Tolerable Probability of Failure on Demand, the result of a THR apportionment and thus the safety requirement for a low demand mode safety (sub-)function of a (sub-)system.

TPFH

Tolerable Probability of Failure per Hour, the result of a THR apportionment and thus the safety requirement for a high demand or continuous mode safety (sub-)function of a (sub-)system. Also called “Tolerable Function Failure Rate” (TFFR).

Unavailability

The probability Q(t) that an →element or system wouldn’t perform as intended, when it would be needed at time t (“on demand”). For non-repairable systems, the unavailability Q(t) is identical to the unreliability F(t), and both are called “failure probability”. For repairable systems (modeled e. g. by basic events of type repairable or cyclic), unavailability Q(t) and unreliability F(t) are completely different values, since the unavailability becomes zero with each (complete) test or repair, whereas the unreliability increases monotonously.

Unreliability

The probability F(t1,t2) that an →element or system doesn’t perform as intended over a certain time interval t1t2. Usually t1=0 is assumed, thus F(t1,t2) is shortened to F(t) with t being t2-t1=t.

w

The (unconditional) occurrence density considering restoration. In contrary to h it is unconditional with respect to whether the component is still available at time t. However it is not a ‘probability density’ (such as f(t)), since its integral over infinite time is greater than 1 in general. Its unit is 1/h.
Note: Up to version 3.3 of this program, the symbol w has been used for the conditional occurrence frequency, which is now named h in coherence with most literature.

1.2 Conventions
  • A term in slanted letters indicates a term with a certain meaning within Functional Safety Suite, e. g. a type of data objects.

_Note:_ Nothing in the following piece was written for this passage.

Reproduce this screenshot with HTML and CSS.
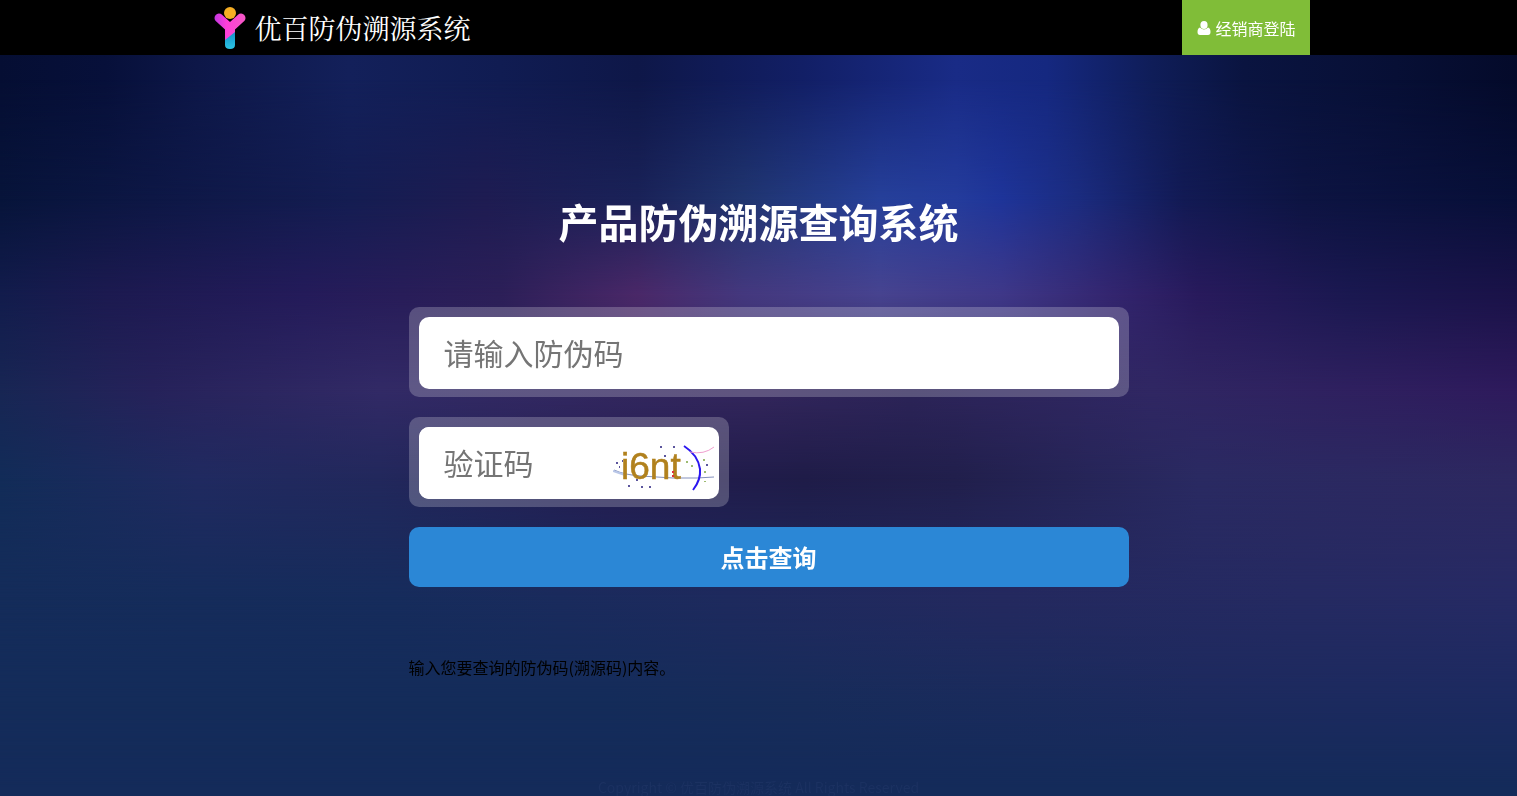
FILE: index.html
```
<!DOCTYPE html>
<html lang="zh-CN">
<head>
    <meta charset="UTF-8">
    <meta name="viewport" content="width=device-width, initial-scale=1.0">
    <title>产品防伪溯源查询系统</title>
    <link rel="stylesheet" href="styles.css">
</head>
<body>
    <div class="backdrop" aria-hidden="true">
        <div class="band band-1"></div>
        <div class="band band-2"></div>
        <div class="band band-3"></div>
        <div class="band band-4"></div>
        <div class="band band-5"></div>
        <div class="band band-6"></div>
        <div class="band band-7"></div>
        <div class="band band-8"></div>
    </div>

    <header class="header">
        <div class="header-inner">
            <a class="logo" href="#">
                <svg class="logo-icon" viewBox="0 0 34 44" aria-hidden="true">
                    <defs>
                        <linearGradient id="arms" gradientUnits="userSpaceOnUse" x1="0" y1="0" x2="34" y2="0">
                            <stop offset="0" stop-color="#b935e0"/>
                            <stop offset="0.4" stop-color="#ff3fd8"/>
                            <stop offset="1" stop-color="#f45bc4"/>
                        </linearGradient>
                        <linearGradient id="stem" x1="0" y1="0" x2="0" y2="1">
                            <stop offset="0" stop-color="#1590c8"/>
                            <stop offset="1" stop-color="#2bc4e4"/>
                        </linearGradient>
                    </defs>
                    <path d="M6 12L17 22L28 12" fill="none" stroke="url(#arms)" stroke-width="9" stroke-linecap="round" stroke-linejoin="round"/>
                    <path d="M12 20H22V28L12 35Z" fill="url(#arms)"/>
                    <path d="M12 34L22 26V39Q22 43 17 43Q12 43 12 39Z" fill="url(#stem)"/>
                    <circle cx="17" cy="7" r="6" fill="#f5ae24"/>
                </svg>
                <span>优百防伪溯源系统</span>
            </a>
            <a class="login" href="#">
                <svg class="user-icon" viewBox="0 0 14 14" aria-hidden="true">
                    <ellipse cx="7" cy="4" rx="3.6" ry="4"/>
                    <path d="M3 6.5Q0.5 7 0.5 11Q0.5 14 3 14H11Q13.500 14 13.500 11Q13.500 7 11 6.500Q7 10.500 3 6.500Z"/>
                </svg>
                <span>经销商登陆</span>
            </a>
        </div>
    </header>

    <main class="main">
        <h1>产品防伪溯源查询系统</h1>

        <form class="query-form">
            <div class="field">
                <input type="text" name="code" placeholder="请输入防伪码" aria-label="请输入防伪码">
            </div>
            <div class="field field-captcha">
                <div class="captcha-box">
                    <input type="text" name="captcha" placeholder="验证码" aria-label="验证码">
                    <svg class="captcha" viewBox="0 0 104 50" aria-hidden="true">
                        <path d="M1 26Q12 31 28 32T60 34H84L101 33" fill="none" stroke="#8390bd" stroke-width="1"/>
                        <path d="M0 27L12 31" stroke="#b9c7e8" stroke-width="2"/>
                        <text x="8" y="35">i6nt</text>
                        <path d="M71 2Q85 11 87 25Q88 36 80 46" fill="none" stroke="#2b16f0" stroke-width="2"/>
                        <path d="M77 8Q91 11 101 3" fill="none" stroke="#f0a0cf" stroke-width="1"/>
                        <g fill="#5b559d">
                            <rect x="3" y="18" width="2" height="2"/>
                            <rect x="6" y="22" width="1" height="2"/>
                            <rect x="9" y="16" width="1" height="2"/>
                            <rect x="47" y="2" width="2" height="2"/>
                            <rect x="60" y="2" width="2" height="2"/>
                            <rect x="51" y="11" width="2" height="2"/>
                            <rect x="23" y="35" width="2" height="2"/>
                            <rect x="15" y="41" width="2" height="2"/>
                            <rect x="28" y="42" width="2" height="2"/>
                            <rect x="36" y="42" width="2" height="2"/>
                            <rect x="93" y="20" width="2" height="2"/>
                        </g>
                        <g fill="#e0303c">
                            <rect x="59" y="27" width="2" height="2"/>
                            <rect x="59" y="31" width="2" height="2"/>
                        </g>
                        <g fill="#9dbb70">
                            <rect x="73" y="17" width="2" height="2"/>
                            <rect x="78" y="21" width="2" height="2"/>
                            <rect x="90" y="15" width="2" height="2"/>
                            <rect x="91" y="27" width="2" height="2"/>
                            <rect x="91" y="37" width="2" height="1"/>
                        </g>
                    </svg>
                </div>
            </div>
            <button type="button">点击查询</button>
        </form>

        <p class="tip">输入您要查询的防伪码(溯源码)内容。</p>
    </main>

    <footer class="footer">
        <p>Copyright © 优百防伪溯源系统 All Rights Reserved</p>
    </footer>
</body>
</html>
```
FILE: styles.css
```
* {
    box-sizing: border-box;
}

body {
    display: flex;
    flex-direction: column;
    min-height: 100vh;
    margin: 0;
    background-color: #142b5a;
    font-family: "Noto Sans CJK SC", sans-serif;
    font-size: 16px;
}

h1,
p {
    margin: 0;
}

a {
    color: #fff;
    text-decoration: none;
}

/* night sky: each band fades in over the one above it */
.backdrop {
    position: fixed;
    inset: 0;
    z-index: -1;
}

.band {
    position: absolute;
    inset: 0;
}

.band-1 {
    background: linear-gradient(to right, #050e33, #07103a 7%, #0d1748 13%, #13205a 23%, #101c52 33%, #0e1748 42%, #121f66 53%, #192b86 63%, #152880 69%, #0f1d58 76%, #0a1440 82%, #070f35 92%, #040a2a);
}

.band-2 {
    background: linear-gradient(to right, #07143a, #0d1745 10%, #141d52 23%, #1e1c52 32%, #1a2258 42%, #20356f 49%, #26409a 58%, #243c9c 63%, #1e3499 66%, #1b2c80 71%, #121a54 78%, #0d1442 86%, #070f38);
    mask-image: linear-gradient(transparent 10%, #000 25%);
}

.band-3 {
    background: linear-gradient(to right, #121c4c, #1c1a50 7%, #241b5a 20%, #2c1f58 33%, #4a2868 42%, #44387e 49%, #47438f 58%, #3f3888 66%, #342670 73%, #281a5c 79%, #1a1850 89%, #1a1248);
    mask-image: linear-gradient(transparent 25%, #000 37%);
}

.band-4 {
    background: linear-gradient(to right, #182654, #26225a 10%, #322a66 25%, #33265c 50%, #2c2458 60%, #302763 76%, #2e1a5c);
    mask-image: linear-gradient(transparent 37%, #000 49%);
}

.band-5 {
    background: linear-gradient(to right, #122c58, #202a60 13%, #22285c 25%, #241c50 40%, #1f1c48 53%, #211f4c 63%, #2a2a62 79%, #2d2860);
    mask-image: linear-gradient(transparent 49%, #000 60%);
}

.band-6 {
    background: linear-gradient(to right, #142c5a, #162c5c 26%, #1e2a5e 48%, #24295f 66%, #252a62 86%, #262a64);
    mask-image: linear-gradient(transparent 60%, #000 75%);
}

.band-7 {
    background: linear-gradient(to right, #142c5a, #142c5a 40%, #172c5a 53%, #1c2a5e 79%, #1c2a60);
    mask-image: linear-gradient(transparent 75%, #000 88%);
}

.band-8 {
    background: #142b5a;
    mask-image: linear-gradient(transparent 88%, #000 99%);
}

.header {
    background-color: #000;
}

.header-inner {
    display: flex;
    justify-content: space-between;
    max-width: 1102px;
    height: 55px;
    margin: 0 auto;
}

.logo {
    display: flex;
    align-items: center;
    gap: 8px;
    padding-left: 5px;
    font-family: "Noto Serif CJK SC", "Noto Sans CJK SC", serif;
    font-size: 27px;
}

.logo-icon {
    width: 34px;
    height: 44px;
}

.login {
    display: flex;
    align-items: center;
    gap: 4px;
    padding: 0 14px 0 15px;
    background-color: #80bd38;
}

.user-icon {
    width: 14px;
    height: 14px;
    fill: #fff;
}

.main {
    flex: 1;
    width: 100%;
    max-width: 700px;
    margin: 0 auto;
    padding-top: 136px;
}

h1 {
    margin-bottom: 56px;
    color: #fff;
    font-size: 40px;
    line-height: 60px;
    text-align: center;
}

.query-form {
    display: flex;
    flex-direction: column;
    gap: 20px;
    width: 720px;
    max-width: 100vw;
}

.field {
    padding: 10px 10px 8px;
    background-color: rgba(255, 255, 255, 0.22);
    border-radius: 10px;
}

.field-captcha {
    width: 320px;
}

.field input {
    display: block;
    width: 100%;
    height: 72px;
    padding: 0 25px 2px;
    border: none;
    border-radius: 10px;
    background-color: #fff;
    font-family: inherit;
    font-size: 30px;
}

.field input::placeholder {
    color: #757575;
}

.captcha-box {
    display: flex;
    align-items: center;
    padding-right: 2px;
    background-color: #fff;
    border-radius: 10px;
}

.captcha-box input {
    flex: 1;
    min-width: 0;
    padding-right: 0;
}

.captcha {
    flex: none;
    width: 104px;
    height: 50px;
    margin-top: 12px;
}

.captcha text {
    fill: #b1811d;
    stroke: #b1811d;
    stroke-width: 0.5;
    font-family: "Liberation Sans", Arial, sans-serif;
    font-size: 37px;
}

.query-form button {
    height: 60px;
    padding-bottom: 3px;
    border: none;
    border-radius: 10px;
    background-color: #2b87d6;
    color: #fff;
    font-family: inherit;
    font-size: 24px;
    font-weight: bold;
    cursor: pointer;
}

.tip {
    margin-top: 68px;
    color: #000;
    line-height: 24px;
}

.footer {
    color: #1b3161;
    font-size: 14px;
    line-height: 18px;
    text-align: center;
}
```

  • A term in bold letters indicates a menu, command or button name.

  • A term in ‘single quotation marks’ indicates a fixed term not directly related to Functional Safety Suite.

  • A term in “double quotation marks” indicates a name or a quote. It is also used to indicate, that a term or statement is not literally correct (e. g. a simplification or common but imprecise wording).